| SHORT EXERCISE |
Give all of the lines again exactly as they read.

--------------------------------

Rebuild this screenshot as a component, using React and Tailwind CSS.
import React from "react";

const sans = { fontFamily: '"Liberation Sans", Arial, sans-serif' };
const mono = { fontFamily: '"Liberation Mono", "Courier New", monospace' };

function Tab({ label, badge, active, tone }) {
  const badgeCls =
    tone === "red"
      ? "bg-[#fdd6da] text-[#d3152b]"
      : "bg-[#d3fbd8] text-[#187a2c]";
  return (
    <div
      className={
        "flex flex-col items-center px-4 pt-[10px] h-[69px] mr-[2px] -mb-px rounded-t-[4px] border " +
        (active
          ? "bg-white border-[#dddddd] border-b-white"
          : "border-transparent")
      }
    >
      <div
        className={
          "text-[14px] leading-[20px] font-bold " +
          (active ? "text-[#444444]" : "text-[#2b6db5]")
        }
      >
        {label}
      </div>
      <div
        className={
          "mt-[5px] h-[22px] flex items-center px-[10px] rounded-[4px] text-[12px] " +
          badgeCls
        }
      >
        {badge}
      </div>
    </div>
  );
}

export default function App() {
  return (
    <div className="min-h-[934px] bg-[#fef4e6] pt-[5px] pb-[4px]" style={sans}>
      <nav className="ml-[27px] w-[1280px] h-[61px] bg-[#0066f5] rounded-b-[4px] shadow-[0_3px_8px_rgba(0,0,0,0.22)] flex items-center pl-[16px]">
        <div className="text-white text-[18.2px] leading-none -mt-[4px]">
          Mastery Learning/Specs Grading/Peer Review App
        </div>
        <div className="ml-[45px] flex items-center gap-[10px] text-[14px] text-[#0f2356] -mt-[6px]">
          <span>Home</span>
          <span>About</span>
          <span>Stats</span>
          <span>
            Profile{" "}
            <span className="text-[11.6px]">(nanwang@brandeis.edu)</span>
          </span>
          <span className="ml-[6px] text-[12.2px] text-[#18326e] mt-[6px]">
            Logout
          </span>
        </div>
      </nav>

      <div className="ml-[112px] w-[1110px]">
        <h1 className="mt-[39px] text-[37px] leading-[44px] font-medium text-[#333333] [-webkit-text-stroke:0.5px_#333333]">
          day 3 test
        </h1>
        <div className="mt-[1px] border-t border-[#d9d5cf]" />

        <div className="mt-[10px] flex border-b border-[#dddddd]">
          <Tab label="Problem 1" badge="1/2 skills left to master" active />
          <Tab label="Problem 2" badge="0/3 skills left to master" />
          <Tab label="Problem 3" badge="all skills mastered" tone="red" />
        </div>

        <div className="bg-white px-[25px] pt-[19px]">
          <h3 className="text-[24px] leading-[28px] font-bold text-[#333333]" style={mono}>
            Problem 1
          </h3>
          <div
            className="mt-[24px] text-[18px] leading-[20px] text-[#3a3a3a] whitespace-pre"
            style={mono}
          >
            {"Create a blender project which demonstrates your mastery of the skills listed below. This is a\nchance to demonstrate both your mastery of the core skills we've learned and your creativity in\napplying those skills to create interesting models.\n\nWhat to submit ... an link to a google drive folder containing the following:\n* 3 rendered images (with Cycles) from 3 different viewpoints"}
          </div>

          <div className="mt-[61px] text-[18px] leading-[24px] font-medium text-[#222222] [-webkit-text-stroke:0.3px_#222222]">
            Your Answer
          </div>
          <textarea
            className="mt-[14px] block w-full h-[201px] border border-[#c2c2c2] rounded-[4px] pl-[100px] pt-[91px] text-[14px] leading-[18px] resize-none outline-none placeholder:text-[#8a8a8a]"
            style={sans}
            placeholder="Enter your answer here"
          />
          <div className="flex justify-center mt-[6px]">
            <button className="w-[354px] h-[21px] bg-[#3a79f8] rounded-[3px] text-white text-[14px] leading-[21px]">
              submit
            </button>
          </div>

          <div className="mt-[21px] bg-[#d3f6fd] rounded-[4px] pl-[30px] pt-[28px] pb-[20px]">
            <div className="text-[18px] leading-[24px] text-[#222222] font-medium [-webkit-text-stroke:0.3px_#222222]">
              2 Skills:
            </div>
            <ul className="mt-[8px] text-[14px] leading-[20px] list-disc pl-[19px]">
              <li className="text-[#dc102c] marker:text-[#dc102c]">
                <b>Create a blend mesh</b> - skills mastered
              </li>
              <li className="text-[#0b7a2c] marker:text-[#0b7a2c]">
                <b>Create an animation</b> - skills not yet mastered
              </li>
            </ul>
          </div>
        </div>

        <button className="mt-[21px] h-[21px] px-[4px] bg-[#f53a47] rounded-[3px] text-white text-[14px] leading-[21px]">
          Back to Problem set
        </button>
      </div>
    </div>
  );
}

--------------------------------

| ANSWER TO THIS TASK |
Rebuild this screenshot as a component, using React and Tailwind CSS.
import React from "react";

const sans = { fontFamily: '"Liberation Sans", Arial, sans-serif' };
const mono = { fontFamily: '"Liberation Mono", "Courier New", monospace' };

function Tab({ label, badge, active, tone }) {
  const badgeCls =
    tone === "red"
      ? "bg-[#fdd6da] text-[#d3152b]"
      : "bg-[#d3fbd8] text-[#187a2c]";
  return (
    <div
      className={
        "flex flex-col items-center px-4 pt-[10px] h-[69px] mr-[2px] -mb-px rounded-t-[4px] border " +
        (active
          ? "bg-white border-[#dddddd] border-b-white"
          : "border-transparent")
      }
    >
      <div
        className={
          "text-[14px] leading-[20px] font-bold " +
          (active ? "text-[#444444]" : "text-[#2b6db5]")
        }
      >
        {label}
      </div>
      <div
        className={
          "mt-[5px] h-[22px] flex items-center px-[10px] rounded-[4px] text-[12px] " +
          badgeCls
        }
      >
        {badge}
      </div>
    </div>
  );
}

export default function App() {
  return (
    <div className="min-h-[934px] bg-[#fef4e6] pt-[5px] pb-[4px]" style={sans}>
      <nav className="ml-[27px] w-[1280px] h-[61px] bg-[#0066f5] rounded-b-[4px] shadow-[0_3px_8px_rgba(0,0,0,0.22)] flex items-center pl-[16px]">
        <div className="text-white text-[18.2px] leading-none -mt-[4px]">
          Mastery Learning/Specs Grading/Peer Review App
        </div>
        <div className="ml-[45px] flex items-center gap-[10px] text-[14px] text-[#0f2356] -mt-[6px]">
          <span>Home</span>
          <span>About</span>
          <span>Stats</span>
          <span>
            Profile{" "}
            <span className="text-[11.6px]">(nanwang@brandeis.edu)</span>
          </span>
          <span className="ml-[6px] text-[12.2px] text-[#18326e] mt-[6px]">
            Logout
          </span>
        </div>
      </nav>

      <div className="ml-[112px] w-[1110px]">
        <h1 className="mt-[39px] text-[37px] leading-[44px] font-medium text-[#333333] [-webkit-text-stroke:0.5px_#333333]">
          day 3 test
        </h1>
        <div className="mt-[1px] border-t border-[#d9d5cf]" />

        <div className="mt-[10px] flex border-b border-[#dddddd]">
          <Tab label="Problem 1" badge="1/2 skills left to master" active />
          <Tab label="Problem 2" badge="0/3 skills left to master" />
          <Tab label="Problem 3" badge="all skills mastered" tone="red" />
        </div>

        <div className="bg-white px-[25px] pt-[19px]">
          <h3 className="text-[24px] leading-[28px] font-bold text-[#333333]" style={mono}>
            Problem 1
          </h3>
          <div
            className="mt-[24px] text-[18px] leading-[20px] text-[#3a3a3a] whitespace-pre"
            style={mono}
          >
            {"Create a blender project which demonstrates your mastery of the skills listed below. This is a\nchance to demonstrate both your mastery of the core skills we've learned and your creativity in\napplying those skills to create interesting models.\n\nWhat to submit ... an link to a google drive folder containing the following:\n* 3 rendered images (with Cycles) from 3 different viewpoints"}
          </div>

          <div className="mt-[61px] text-[18px] leading-[24px] font-medium text-[#222222] [-webkit-text-stroke:0.3px_#222222]">
            Your Answer
          </div>
          <textarea
            className="mt-[14px] block w-full h-[201px] border border-[#c2c2c2] rounded-[4px] pl-[100px] pt-[91px] text-[14px] leading-[18px] resize-none outline-none placeholder:text-[#8a8a8a]"
            style={sans}
            placeholder="Enter your answer here"
          />
          <div className="flex justify-center mt-[6px]">
            <button className="w-[354px] h-[21px] bg-[#3a79f8] rounded-[3px] text-white text-[14px] leading-[21px]">
              submit
            </button>
          </div>

          <div className="mt-[21px] bg-[#d3f6fd] rounded-[4px] pl-[30px] pt-[28px] pb-[20px]">
            <div className="text-[18px] leading-[24px] text-[#222222] font-medium [-webkit-text-stroke:0.3px_#222222]">
              2 Skills:
            </div>
            <ul className="mt-[8px] text-[14px] leading-[20px] list-disc pl-[19px]">
              <li className="text-[#dc102c] marker:text-[#dc102c]">
                <b>Create a blend mesh</b> - skills mastered
              </li>
              <li className="text-[#0b7a2c] marker:text-[#0b7a2c]">
                <b>Create an animation</b> - skills not yet mastered
              </li>
            </ul>
          </div>
        </div>

        <button className="mt-[21px] h-[21px] px-[4px] bg-[#f53a47] rounded-[3px] text-white text-[14px] leading-[21px]">
          Back to Problem set
        </button>
      </div>
    </div>
  );
}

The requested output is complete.